Then why does every pro-DM person in here keep talking about players being "demanding" or "entitled" or explicitly referencing vandalism etc., etc.?

Hence why I find it so bitterly hilarious that people keep asking for an assumption of good faith on the DM's part. I haven't seen a single person ask for that who is simultaneously asking for an assumption of good faith on the players' parts. It's a big part of why I keep harping on the hyperbole issue. The pro-restriction folks use hyperbole to their hearts' content in order to paint players in the worst, most horrible, most vicious light possible, and then get upset when you use even slightly uncharitable phrasing, let alone actual hyperbole.

If I'm going to be a villain either way, I may as well do it with a flourish, no?
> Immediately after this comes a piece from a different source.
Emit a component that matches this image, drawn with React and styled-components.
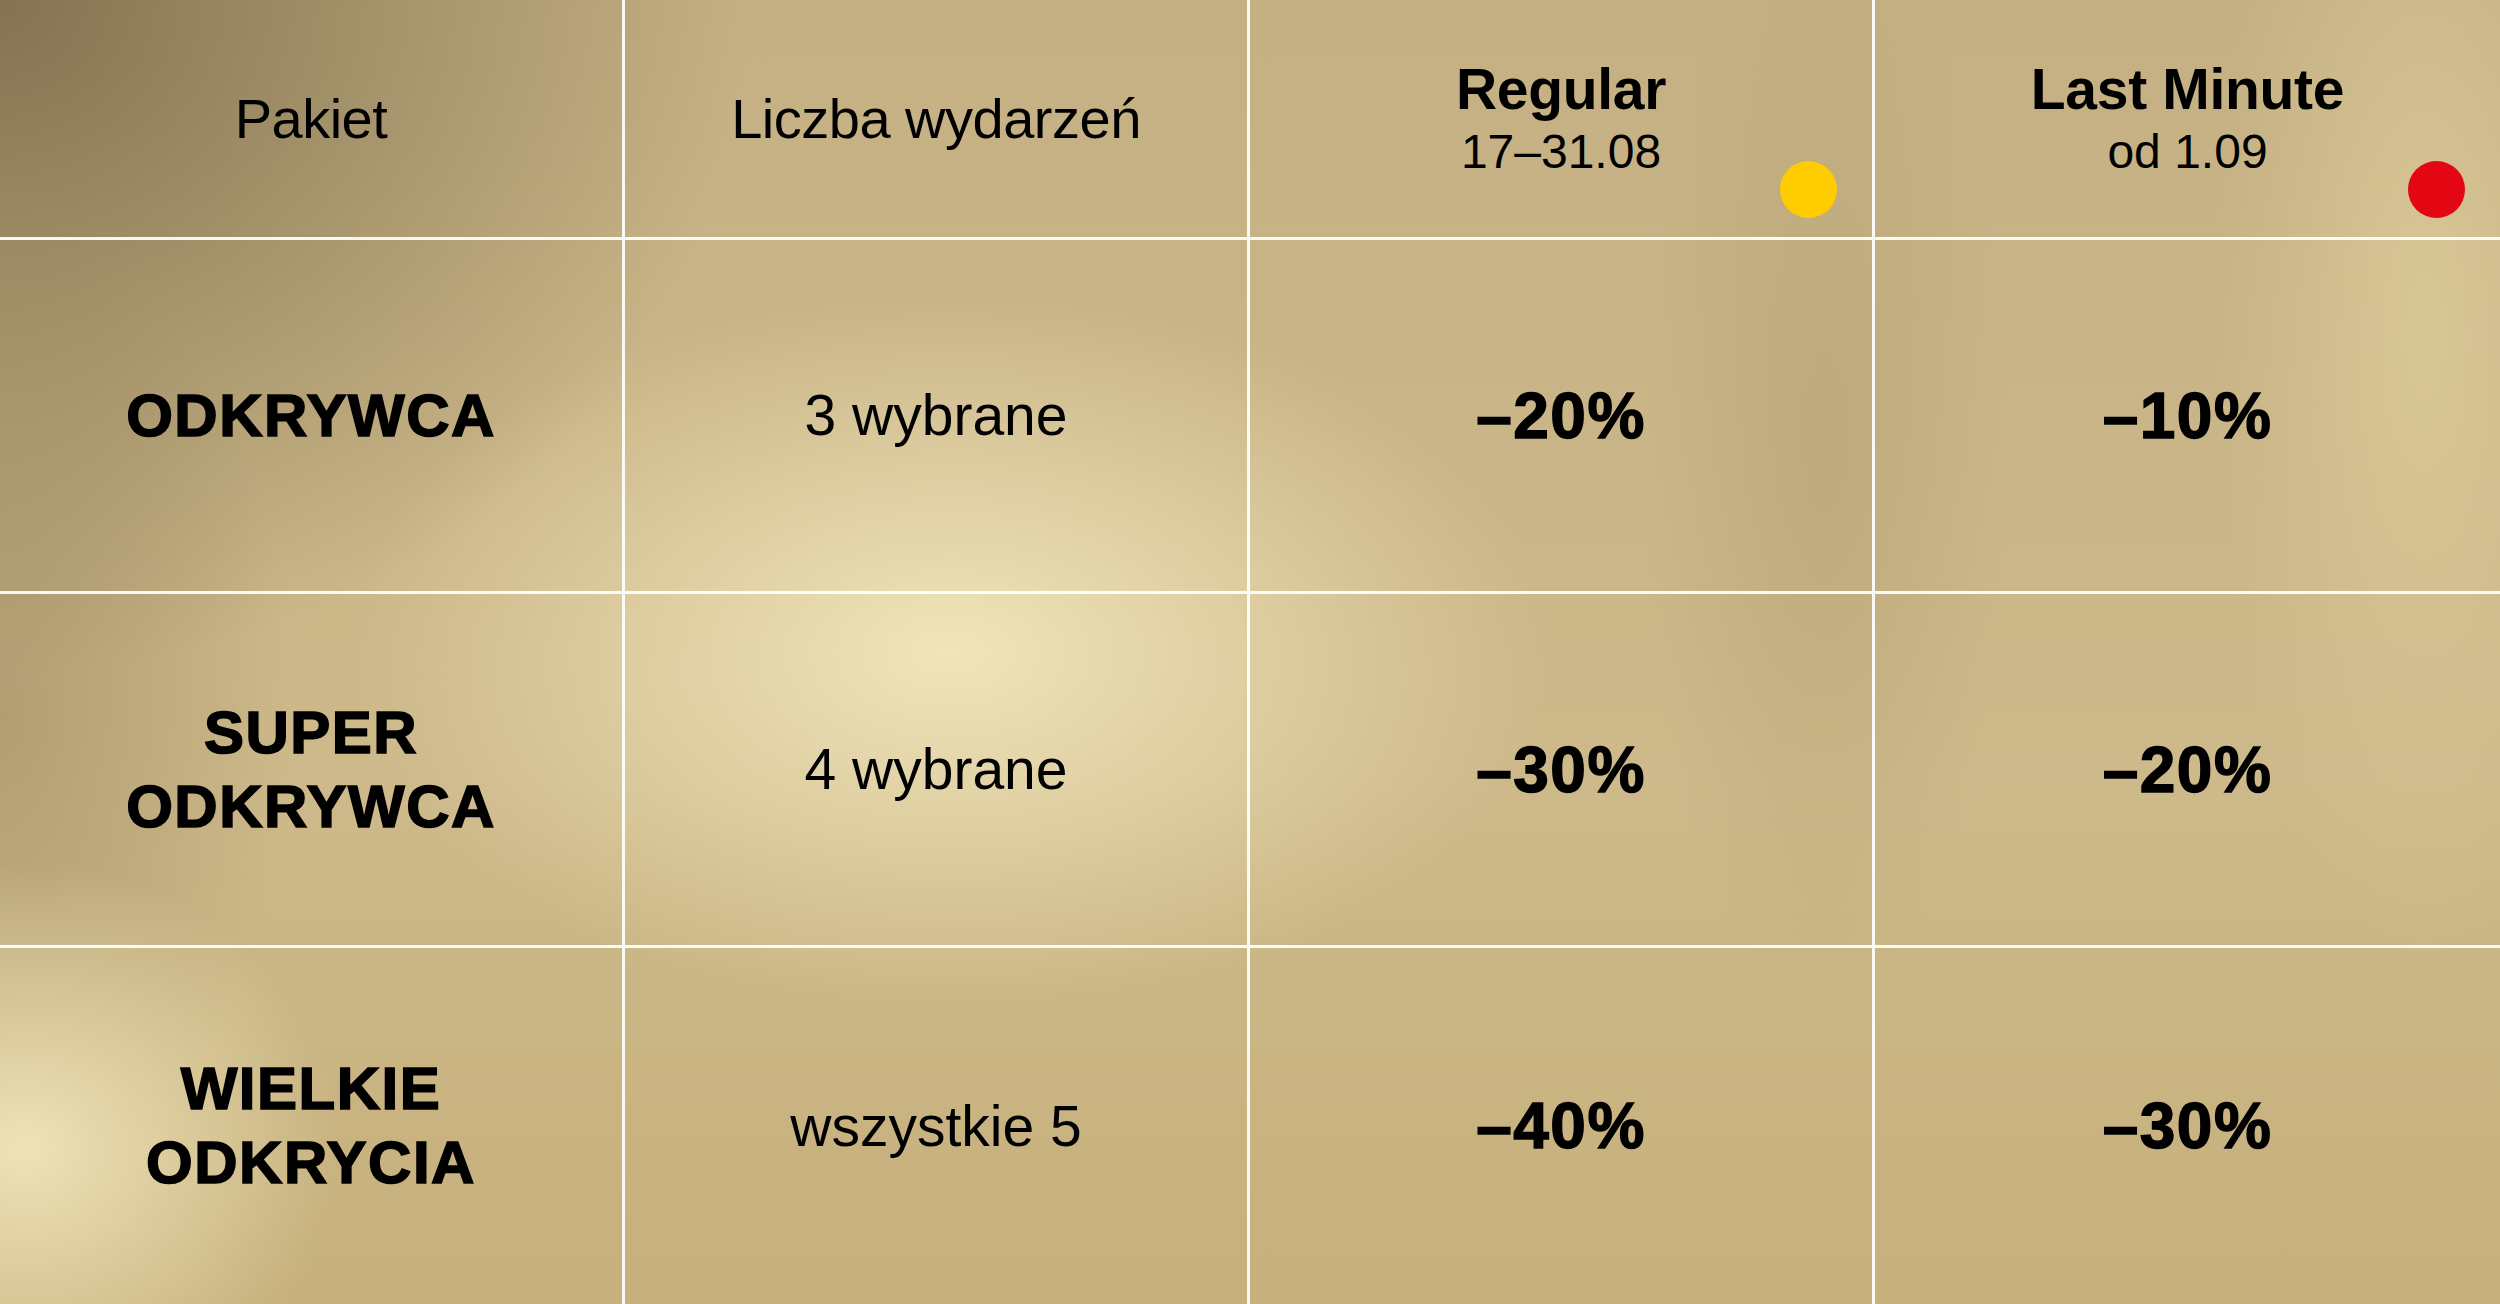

If my setting has none of these options then my setting is too narrow or too boring for standard D&D.
Based on the way this thread has run, I doubt any pro-restrictions folks even believe such a thing is possible. "My way or the highway"-ism is rampant in this thread; it is demanded that the DM have absolute, unquestionable, and arbitrary decision-making powers. And if someone believes I'm making too strong a case there, they need look no further than this:

If you say so, but you are the one dying on the hill of GMs not having the right to say "no" for any or no reason at all.
Literally and explicitly demanding "the right to say 'no' for any reason or no reason at all." Cannot get more explicit than that: absolute, unquestionable, arbitrary power.
 


Galandris

Foggy Bottom Campaign Setting Fan
Then why is it player entitlement?

Because the quote about the rights of the players you "turned" or "mirrored" wasn't player entitlement. It was the answer to it, summarizing no one is forced to do what he doesn't want to do (as a player, your only right if told that it's bullywug-free is to decline playing and find a group to accomodate your bullywug PC), instead of what would be player entitlement, which would be forcing the GM to accomodate the bullywug PC.
 




DND_Reborn

The High Aldwin
Not a good analogy IMHO. Players are not asking for hamburgers in a Korean restaurant. You're opening your table to a game of D&D 5e and players are expecting D&D 5e playable options that they can find in the D&D 5e player option books.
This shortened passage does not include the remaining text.